Le 8 janvier 2008, à ses vingt-six ans, Luz Marina lui a fait ses lacets pour la dernière fois. Après une journée sans avoir de ses nouvelles, sa mère a démarré très vite des recherches. Les hôpitaux psychiatriques, les morgues, « le bronx » (ces rues malfamées de Bogotá où des indigents, la plupart accros aux drogues fortes, viennent pour se munir), ont été visités sans résultats. Elle s’est adressée aux organisations compétentes pour rendre officielle sa disparition. Bin plus tard, la personne qui s’occupait de son dossier à la fiscalía lui a demandé de venir au plus vite. Assise, de l’autre côté du bureau, la dame lui a lu une longue liste de noms et prénoms en lui demandant de l’arrêter si elle connaissait quelqu’un. Sans réaction, elle a finit par tous les nommer. «Vous connaissez aucun de tous ces noms ?». Luz Marina a pris du temps pour réagir. Oui, elle en connaissait un. Le premier. C’était son fils. 

Elle a du organiser de son côté le voyage à Santander pour l’exhumation de son fils, accompagnée de son mari et de son fils. Des militaires étaient là pour lui annoncer qu’il était le chef d’une milice de la guérilla, abattu lors d’un combat, le 12 janvier 2008. Sur les photos on pouvait voir l’arme d’un gros calibre dans sa main gauche, cette main qu’il n’avait pas pu bouger de toute sa vie. 

Luz Marina ne peut pas faire le deuil. Son fils est toujours là.   
Une fois il est venu dans ses rêves pour lui montrer comment ça s’était passé. Il l’a emmené en moto à travers un paysage qui s’est imprimé dans sa tête. Il était à l’arrière, nerveux.  Au milieu du voyage, elle a été réveillée par l’un de ses petits-fils. Elle a essayé de se rendormir pour rattraper le rêve. Sans succès. Plus tard, lors d’un voyage organisé à l’endroit exact où son fils avait été abattu, elle a reconnu le même chemin qu’il lui avait montré en rêves.
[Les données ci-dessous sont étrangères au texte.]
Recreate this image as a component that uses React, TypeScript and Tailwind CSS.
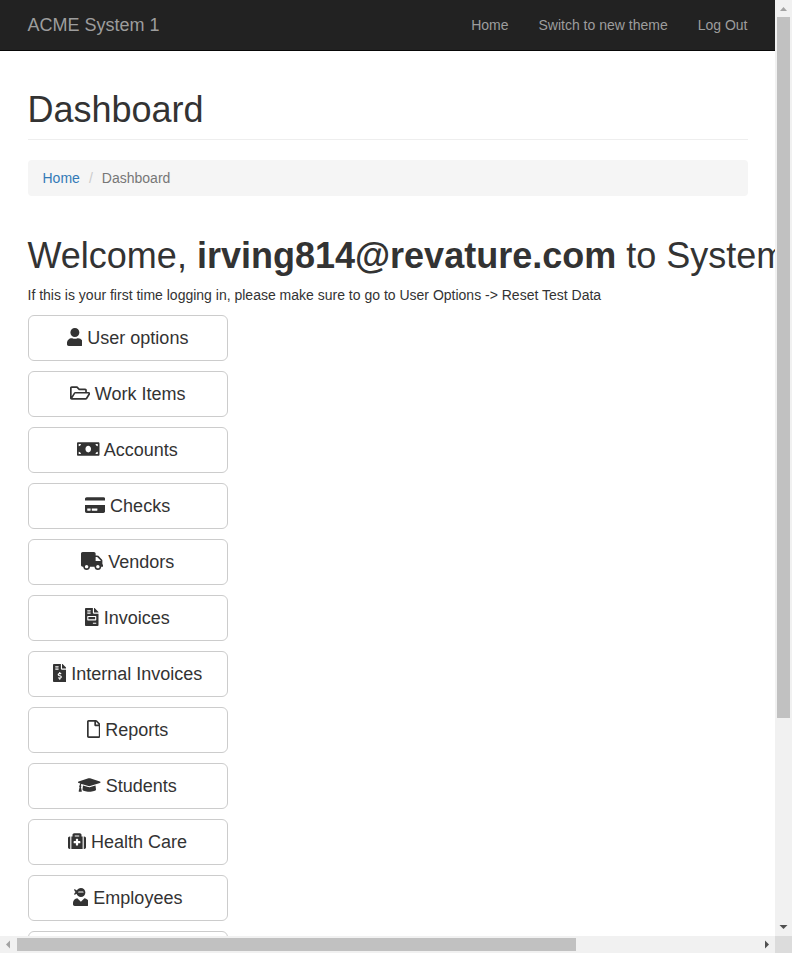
import type { IconType } from "react-icons";
import {
  FaUser,
  FaRegFolderOpen,
  FaMoneyBill,
  FaCreditCard,
  FaTruck,
  FaFileInvoice,
  FaFileInvoiceDollar,
  FaRegFile,
  FaGraduationCap,
  FaMedkit,
  FaUserNinja,
} from "react-icons/fa";

const items: { label: string; icon: IconType; width: string }[] = [
  { label: "User options", icon: FaUser, width: "w-[15.75px]" },
  { label: "Work Items", icon: FaRegFolderOpen, width: "w-[20.25px]" },
  { label: "Accounts", icon: FaMoneyBill, width: "w-[22.5px]" },
  { label: "Checks", icon: FaCreditCard, width: "w-[20.25px]" },
  { label: "Vendors", icon: FaTruck, width: "w-[22.5px]" },
  { label: "Invoices", icon: FaFileInvoice, width: "w-[13.5px]" },
  { label: "Internal Invoices", icon: FaFileInvoiceDollar, width: "w-[13.5px]" },
  { label: "Reports", icon: FaRegFile, width: "w-[13.5px]" },
  { label: "Students", icon: FaGraduationCap, width: "w-[22.5px]" },
  { label: "Health Care", icon: FaMedkit, width: "w-[18px]" },
  { label: "Employees", icon: FaUserNinja, width: "w-[15.75px]" },
];

function Navbar() {
  return (
    <nav className="flex h-[51px] shrink-0 items-center justify-between border-b border-[#080808] bg-[#222] px-[27.5px] text-[#9d9d9d]">
      <a className="text-lg leading-5">ACME System 1</a>
      <div className="flex gap-[30px] leading-5">
        <a>Home</a>
        <a>Switch to new theme</a>
        <a>Log Out</a>
      </div>
    </nav>
  );
}

function VerticalScrollbar() {
  return (
    <div className="flex w-[17px] shrink-0 flex-col items-center bg-[#f1f1f1]">
      <svg className="h-[17px] w-[17px] shrink-0" viewBox="0 0 17 17">
        <path d="M5 11h7L8.500 7z" fill="#a3a3a3" />
      </svg>
      <div className="h-[701px] w-[13px] bg-[#c1c1c1]" />
      <svg className="mt-auto h-[17px] w-[17px] shrink-0" viewBox="0 0 17 17">
        <path d="M4.500 6h8L8.500 10z" fill="#505050" />
      </svg>
    </div>
  );
}

function HorizontalScrollbar() {
  return (
    <div className="flex h-[17px] shrink-0">
      <div className="flex flex-1 items-center bg-[#f1f1f1]">
        <svg className="h-[17px] w-[17px] shrink-0" viewBox="0 0 17 17">
          <path d="M10 4.500v8L6 8.500z" fill="#a3a3a3" />
        </svg>
        <div className="h-[13px] w-[559px] bg-[#c1c1c1]" />
        <svg className="ml-auto h-[17px] w-[17px] shrink-0" viewBox="0 0 17 17">
          <path d="M7 4.500v8L11 8.500z" fill="#505050" />
        </svg>
      </div>
      <div className="w-[17px] bg-[#dcdcdc]" />
    </div>
  );
}

export default function App() {
  return (
    <div className="flex h-[953px] w-[792px] flex-col overflow-hidden bg-white font-['Liberation_Sans',Arial,sans-serif] text-sm leading-5 text-[#333]">
      <div className="flex min-h-0 flex-1">
        <div className="flex min-w-0 flex-1 flex-col overflow-hidden">
          <Navbar />
          <main className="min-h-0 flex-1 overflow-hidden pl-[27.5px] pt-[39.4px]">
            <div className="w-[720px] border-b border-[#eee] pb-[9px]">
              <h1 className="text-[36px] leading-[39.6px]">Dashboard</h1>
            </div>
            <div className="mt-5 flex h-9 w-[720px] items-center rounded bg-[#f5f5f5] px-[15px]">
              <a className="text-[#337ab7]">Home</a>
              <span className="w-[22px] text-center text-[#ccc]">/</span>
              <span className="text-[#777]">Dashboard</span>
            </div>
            <h1 className="mt-10 whitespace-nowrap text-[36px] leading-[39.6px]">
              Welcome, <b>irving814@revature.com</b> to System 1
            </h1>
            <p className="mt-[9.4px]">
              If this is your first time logging in, please make sure to go to User Options -&gt; Reset Test Data
            </p>
            <div className="mt-[10px] flex w-[200px] flex-col gap-[10px]">
              {items.map(({ label, icon: Icon, width }) => (
                <button
                  key={label}
                  className="h-[46px] shrink-0 whitespace-nowrap rounded-md border border-[#ccc] bg-white text-lg leading-6"
                >
                  <Icon className={`inline-block h-[18px] align-[-0.125em] ${width}`} /> {label}
                </button>
              ))}
              <div className="h-[46px] rounded-md border border-[#ccc]" />
            </div>
          </main>
        </div>
        <VerticalScrollbar />
      </div>
      <HorizontalScrollbar />
    </div>
  );
}
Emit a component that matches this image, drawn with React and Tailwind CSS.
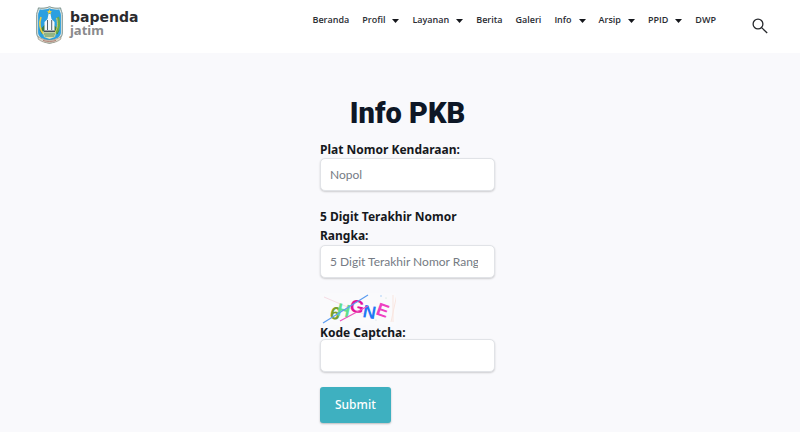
const menu = [
  { label: 'Beranda' },
  { label: 'Profil', dropdown: true },
  { label: 'Layanan', dropdown: true },
  { label: 'Berita' },
  { label: 'Galeri' },
  { label: 'Info', dropdown: true },
  { label: 'Arsip', dropdown: true },
  { label: 'PPID', dropdown: true },
  { label: 'DWP' },
]

const inputClass =
  "block w-full h-[33px] rounded-[5px] border border-[#e1e3e7] bg-white pr-4 pl-[9px] font-['Lato',sans-serif] text-[12px] text-gray-700 shadow-[0_1px_2px_rgba(0,0,0,0.18)] outline-none placeholder:text-[#757b84] focus:border-[#3eb1c1]"

function Crest() {
  return (
    <svg viewBox="0 0 27 38" className="h-[38px] w-[27px]" aria-hidden="true">
      <path d="M13.500 .7C16 2.200 22 2.600 24.600 1.900c.4 3.300 1.700 4.200 1.700 6.600V27c0 5-4.700 8.600-12.800 10.300C5.400 35.600 .7 32 .7 27V8.500c0-2.400 1.300-3.300 1.700-6.600C5 2.600 11 2.200 13.500 .7Z" fill="#e3eae6" stroke="#6d8782" strokeWidth=".9" />
      <path d="M13.500 2.200c3 1.300 7 1.700 9.900 1.300.3 2.400 1.500 3.300 1.500 5.500v17.500c0 4.200-4.300 6.800-11.400 8.100C6.400 33.300 2.100 30.700 2.100 26.500V9c0-2.200 1.200-3.100 1.500-5.500 2.900.4 6.900 0 9.900-1.300Z" fill="#2b9fe0" />
      <path d="m13.500 3 .8 1.900h2l-1.600 1.200.6 2-1.800-1.200L11.700 8l.6-1.900-1.600-1.200h2Z" fill="#f3d13b" />
      <path d="M3.500 24 7 20.500l3-3 3.500-2 3 2.500 3 2.500 4 3.500-2 4H6Z" fill="#3b7c4c" />
      <path d="M12.500 8h2l1 5 3 3v8l1.500 2.500H7L8.500 24v-8l3-3Z" fill="#f5f8fa" />
      <path d="M11.500 14v10M15.700 14v10" stroke="#3f4f5b" strokeWidth=".9" />
      <path d="M8 24.500h11v1.500H8z" fill="#46515a" />
      <path d="M5 11c-2 6-1.500 12 2.500 17" stroke="#e8cf48" strokeWidth="1.600" fill="none" />
      <path d="M22 11c2 6 1.500 12-2.500 17" stroke="#67ab4d" strokeWidth="2" fill="none" />
      <path d="M20.600 12c1.500 6 1 11-2 15" stroke="#e8cf48" strokeWidth="1" fill="none" />
      <path d="M7 26.500h13l-1 4.500-5.500 2L8 31Z" fill="#dfe3b0" />
      <path d="M8 28h11M8.500 30h10" stroke="#3b7c4c" strokeWidth=".9" />
      <path d="M2.500 30.500c3 2.800 7 3.500 11 3.500s8-.7 11-3.500l.5 2.500c-3 2.500-7 4-11.500 4S5 35.500 2 33Z" fill="#dcd8cb" stroke="#7c7969" strokeWidth=".5" />
      <path d="M7 34.500c4 1.200 9 1.200 13 0" stroke="#9a5148" strokeWidth=".7" fill="none" />
    </svg>
  )
}

function Logo() {
  return (
    <a href="#" className="flex items-start gap-[7px]">
      <Crest />
      <span className="flex flex-col pt-[3px]">
        <span className="font-['DejaVu_Sans',sans-serif] text-[14px] leading-4 font-bold text-[#2b2b2f]">bapenda</span>
        <span className="font-['Noto_Sans',sans-serif] text-[13px] leading-[11px] font-bold text-[#8a8a8c]">jatim</span>
      </span>
    </a>
  )
}

function Captcha() {
  return (
    <svg viewBox="0 0 76 32" className="h-8 w-[76px]" role="img" aria-label="Captcha">
      <rect width="76" height="32" fill="#fafafc" />
      <path d="M4 4 44 21" stroke="#f6dce4" strokeWidth="1" />
      <path d="M73 2v27M77 1l-6 28" stroke="#f9e6e0" strokeWidth="1" />
      <g fontFamily="Liberation Sans, sans-serif" fontWeight="bold" fontSize="18">
        <text transform="translate(9 25) rotate(14)" fill="#7aa02c">6</text>
        <text transform="translate(16 22) rotate(12)" fill="#5fe08f">H</text>
        <text transform="translate(29 18) rotate(12)" fill="#e3129c">G</text>
        <text transform="translate(42 24) rotate(10)" fill="#2277f5">N</text>
        <text transform="translate(55 21) rotate(20)" fill="#ee3fc1">E</text>
      </g>
      <path d="M3 30 48 2" stroke="#5b9cf0" strokeWidth="1.200" />
      <path d="M20 28 48 13" stroke="#ea55bd" strokeWidth="1.200" />
      <circle cx="61" cy="3" r=".7" fill="#8fc0f5" />
      <circle cx="56" cy="27" r=".6" fill="#c9d4dd" />
      <circle cx="66" cy="5" r=".5" fill="#b6d8c8" />
    </svg>
  )
}

function Header() {
  return (
    <header className="flex h-[53px] items-start justify-between bg-white pt-[6px] pr-8 pl-9">
      <Logo />
      <div className="flex items-start gap-9">
        <nav className="flex gap-[13px] pt-2 font-['Open_Sans',sans-serif] text-[9px] leading-3 font-semibold text-[#2a2d33]">
          {menu.map((item) => (
            <a key={item.label} href="#" className="flex items-center gap-[7px]">
              {item.label}
              {item.dropdown && (
                <svg viewBox="0 0 7 4" className="mt-px h-1 w-[7px]" aria-hidden="true">
                  <path d="M0 0h7L3.500 4Z" fill="#15171c" />
                </svg>
              )}
            </a>
          ))}
        </nav>
        <button type="button" aria-label="Search" className="mt-3 cursor-pointer">
          <svg viewBox="0 0 16 16" className="size-4" fill="none" stroke="#26282c" strokeWidth="1.300">
            <circle cx="6" cy="6" r="4.900" />
            <path d="m9.600 9.600 5.600 5.400" />
          </svg>
        </button>
      </div>
    </header>
  )
}

function App() {
  return (
    <div className="min-h-screen bg-[#f9f9fc] font-['Noto_Sans',sans-serif]">
      <Header />

      <main className="flex flex-col items-center pt-[42px] pb-[9px] pl-[15px]">
        <h1 className="font-['Roboto',sans-serif] text-[29px] leading-9 font-black text-[#0e1726]">Info PKB</h1>

        <form className="mt-[9px] w-[175px]" onSubmit={(e) => e.preventDefault()}>
          <label htmlFor="nopol" className="block h-[18px] text-[12px] leading-[19px] font-bold text-[#16181d]">
            Plat Nomor Kendaraan:
          </label>
          <input id="nopol" type="text" placeholder="Nopol" className={inputClass} />

          <label htmlFor="rangka" className="mt-4 block text-[12px] leading-[19px] font-bold text-[#16181d]">
            5 Digit Terakhir Nomor Rangka:
          </label>
          <input id="rangka" type="text" placeholder="5 Digit Terakhir Nomor Rangka" className={inputClass} />

          <div className="mt-[15px] flex">
            <Captcha />
          </div>
          <label htmlFor="captcha" className="block h-[14px] text-[12px] leading-[15px] font-bold text-[#16181d]">
            Kode Captcha:
          </label>
          <input id="captcha" type="text" className={inputClass} />

          <button
            type="submit"
            className="mt-[15px] h-9 cursor-pointer rounded-[3px] bg-[#3eb0c0] px-[15px] text-[12px] font-medium text-white shadow-[0_1px_2px_rgba(0,0,0,0.25)]"
          >
            Submit
          </button>
        </form>
      </main>
    </div>
  )
}

export default App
Une autre fois, le jour de son enterrement à Bogota, après avoir récupéré le corps par ses propres moyens, son fils est venu la serrer dans ses bras. Avant de tomber dans un sommeil profond, elle a senti une à une, toutes les émotions qui ont précédé sa mort. La dernière, avant le néant, a été une grande peur : son fils savait qu’il allait être assassiné.

Ces rencontres se multiplient et prennent sens dans un monde sillonné par la terreur. Fair Leonardo, l’enfant qui aurait du mourir avant de naître, n’a pas disparu pour rien. Sa mère sent qu’il lui a légué une mission. Où qu’elle aille, elle est sûre que son fils l’accompagne.